The song was also used in the soundtrack for the film The Lincoln Lawyer, directed by Brad Furman and starring Matthew McConaughey. It was sampled by Lupe Fiasco for his single "American Terrorist III", as well as by Vinny Cha$e & Kid Art for their 2012 song "Drive" as a bonus track on Golden Army.  It was also sampled by Childish Gambino for his song "R.I.P" featuring Bun B on his mixtape Royalty and by Will Young for his 2012 song called "Losing Myself".
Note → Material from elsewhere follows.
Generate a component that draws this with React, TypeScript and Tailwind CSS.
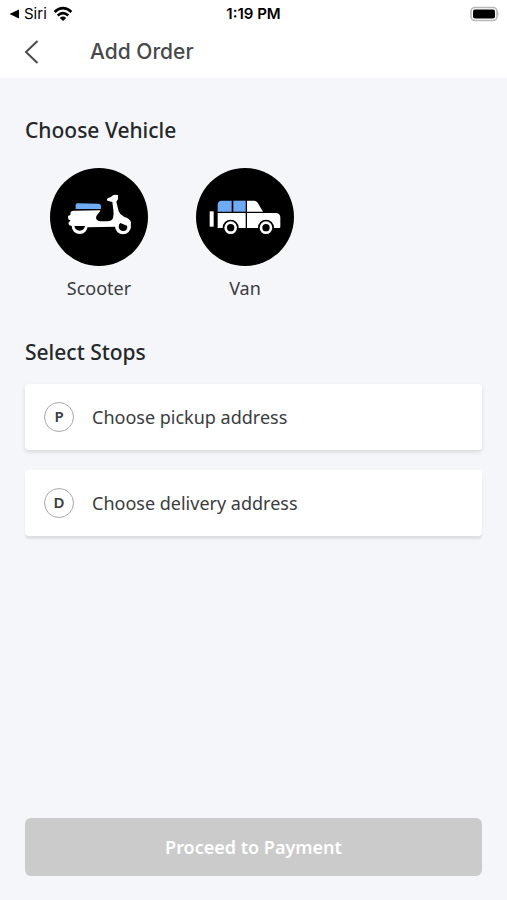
import React from 'react';

function ScooterIcon() {
    return (
        <svg viewBox="0 0 294 294" className="w-full h-full" aria-hidden="true">
            {/* seat */}
            <path d="M82 106 L146 107 Q153 108 153 115 L153 123 L77 123 L77 112 Q77 106 82 106 Z" fill="#6fabf5" />
            {/* body */}
            <path
                d="M72 128 L151 127 Q150 132 144 137 Q136 146 139 153 Q142 160 152 160 L172 160 Q185 160 189 151 Q192 139 190 125 L187 102 L172 98 Q168 93 174 90 L183 87 Q186 81 195 80 L204 81 L204 94 L199 101 L206 130 Q210 141 222 146 Q240 151 243 163 L242 170 L236 174 L197 176 L112 178 L62 173 Q54 172 56 163 L62 158 L55 154 L54 144 L61 141 L62 132 Q66 128 72 128 Z"
                fill="#fff"
            />
            {/* wheels */}
            <circle cx="89" cy="174" r="24" fill="#fff" />
            <path d="M73 174 L105 174 Q102 188 89 188 Q76 188 73 174 Z" fill="#000" />
            <circle cx="219" cy="175" r="24" fill="#fff" />
            <path d="M206 177 Q206 168 211 165 L231 173 Q234 180 229 186 Q224 190 218 189 Q208 187 206 177 Z" fill="#000" />
        </svg>
    );
}

function VanIcon() {
    return (
        <svg viewBox="0 0 294 294" className="w-full h-full" aria-hidden="true">
            {/* spare wheel */}
            <rect x="41" y="130" width="12" height="46" fill="#fff" />
            {/* boxes */}
            <path d="M76 98 L107 98 L107 131 L65 131 L65 109 Q66 99 76 98 Z" fill="#6fabf5" />
            <rect x="112" y="98" width="37" height="33" fill="#6fabf5" />
            {/* cab and body */}
            <path d="M153 98 L174 98 Q181 98 185 104 L201 131 L153 131 Z" fill="#fff" />
            <path d="M65 135 L149 135 L149 180 L65 180 Z" fill="#fff" />
            <path d="M153 135 L241 135 Q253 137 253 149 L253 176 Q253 180 249 180 L153 180 Z" fill="#fff" />
            {/* wheels */}
            <circle cx="104" cy="179" r="24" fill="#000" />
            <circle cx="104" cy="179" r="15" fill="none" stroke="#fff" strokeWidth="8" />
            <circle cx="210" cy="179" r="24" fill="#000" />
            <circle cx="210" cy="179" r="15" fill="none" stroke="#fff" strokeWidth="8" />
        </svg>
    );
}

const vehicles = [
    { name: 'Scooter', Icon: ScooterIcon },
    { name: 'Van', Icon: VanIcon },
];

const stops = [
    { letter: 'P', label: 'Choose pickup address' },
    { letter: 'D', label: 'Choose delivery address' },
];

export default function App() {
    return (
        <div className="min-h-screen flex flex-col bg-[#f4f6fa] text-[#252729] font-['Noto_Sans',sans-serif]">
            <header className="bg-white font-[Inter,sans-serif]">
                {/* --- STATUS BAR --- */}
                <div className="h-7 grid grid-cols-3 items-center px-2 text-[15px] leading-5 text-black">
                    <div className="flex items-center gap-1">
                        <svg viewBox="0 0 12 12" className="w-3 h-3" aria-hidden="true">
                            <path d="M1.5 6 L11 1.5 L11 10.5 Z" fill="#000" />
                        </svg>
                        <span>Siri</span>
                        <svg viewBox="0 0 20 15" className="w-5 h-4 ml-0.5" fill="none" stroke="#000" strokeWidth="2.7" aria-hidden="true">
                            <path d="M1.6 5.4 Q10 -2 18.4 5.4" />
                            <path d="M4.7 8.9 Q10 4.3 15.3 8.9" />
                            <path d="M10 14.5 L6.8 11.4 Q10 8.8 13.2 11.4 Z" fill="#000" stroke="none" />
                        </svg>
                    </div>
                    <span className="text-center font-semibold">1:19 PM</span>
                    <svg viewBox="0 0 30 16" className="w-[30px] h-4 justify-self-end" aria-hidden="true">
                        <rect x="2" y="1.5" width="26" height="13" rx="4" fill="#fff" stroke="#b9b9b9" strokeWidth="1.6" />
                        <rect x="4" y="3.5" width="22" height="9" rx="2" fill="#000" />
                        <path d="M28.5 5.5 Q31 8 28.5 10.5 Z" fill="#b9b9b9" />
                    </svg>
                </div>
                {/* --- NAV BAR --- */}
                <div className="h-[50px] flex items-center gap-12 px-6 pb-0.5">
                    <button type="button" aria-label="Back" className="w-[18px]">
                        <svg viewBox="0 0 18 26" className="w-full" fill="none" stroke="#48494b" strokeWidth="2" aria-hidden="true">
                            <path d="M13.5 2 L2 13 L13.5 24" />
                        </svg>
                    </button>
                    <h1 className="text-[21px] leading-7 font-medium text-[#48494b]">Add Order</h1>
                </div>
            </header>

            <main className="flex-1 flex flex-col px-[25px] pt-[38px] pb-6">
                <section>
                    <h2 className="text-[21px] leading-7 font-medium">Choose Vehicle</h2>
                    <div className="flex gap-12 px-[25px] pt-6">
                        {vehicles.map(({ name, Icon }) => (
                            <button key={name} type="button" className="flex flex-col items-center gap-2 text-lg leading-7 text-[#3a3c3e]">
                                <span className="w-[98px] h-[98px] rounded-full bg-black">
                                    <Icon />
                                </span>
                                {name}
                            </button>
                        ))}
                    </div>
                </section>

                <section className="pt-9">
                    <h2 className="text-[21px] leading-7 font-medium">Select Stops</h2>
                    <div className="flex flex-col gap-5 pt-[18px]">
                        {stops.map(({ letter, label }) => (
                            <button
                                key={letter}
                                type="button"
                                className="h-[66px] flex items-center gap-[18px] px-[19px] rounded-sm bg-white text-lg text-[#3a3c3e] shadow-[0_2px_4px_rgba(0,0,0,0.12)] last:shadow-[0_3px_2px_rgba(0,0,0,0.09)]"
                            >
                                <span className="w-[30px] h-[30px] flex items-center justify-center rounded-full border border-[#a8a9ab] text-[15px] font-semibold">
                                    {letter}
                                </span>
                                {label}
                            </button>
                        ))}
                    </div>
                </section>

                <button type="button" disabled className="mt-auto h-[58px] w-full rounded-md bg-[#cbcbcb] text-lg font-semibold text-white">
                    Proceed to Payment
                </button>
            </main>
        </div>
    );
}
"Nightcall" was covered by English band London Grammar for their debut album, If You Wait (2013). It was also covered by former Bluetones frontman Mark Morriss on his second solo album, A Flash of Darkness, and by English shoegaze band My Vitriol.

Track listing
12" single and promotional CD single
"Nightcall" – 4:19
"Pacific Coast Highway" – 6:23
"Nightcall" (Dustin N'Guyen Remix) – 3:34
"Pacific Coast Highway" (Jackson Remix) – 8:24
Digital bonus track
 "Nightcall" (Breakbot Remix) – 3:39
Anniversary edition digital bonus tracks
 "Nightcall" (Robotaki Remix) – 4:53
 "Nightcall" (SAWAGii Remix) – 4:47

Personnel
Credits adapted from the liner notes of OutRun.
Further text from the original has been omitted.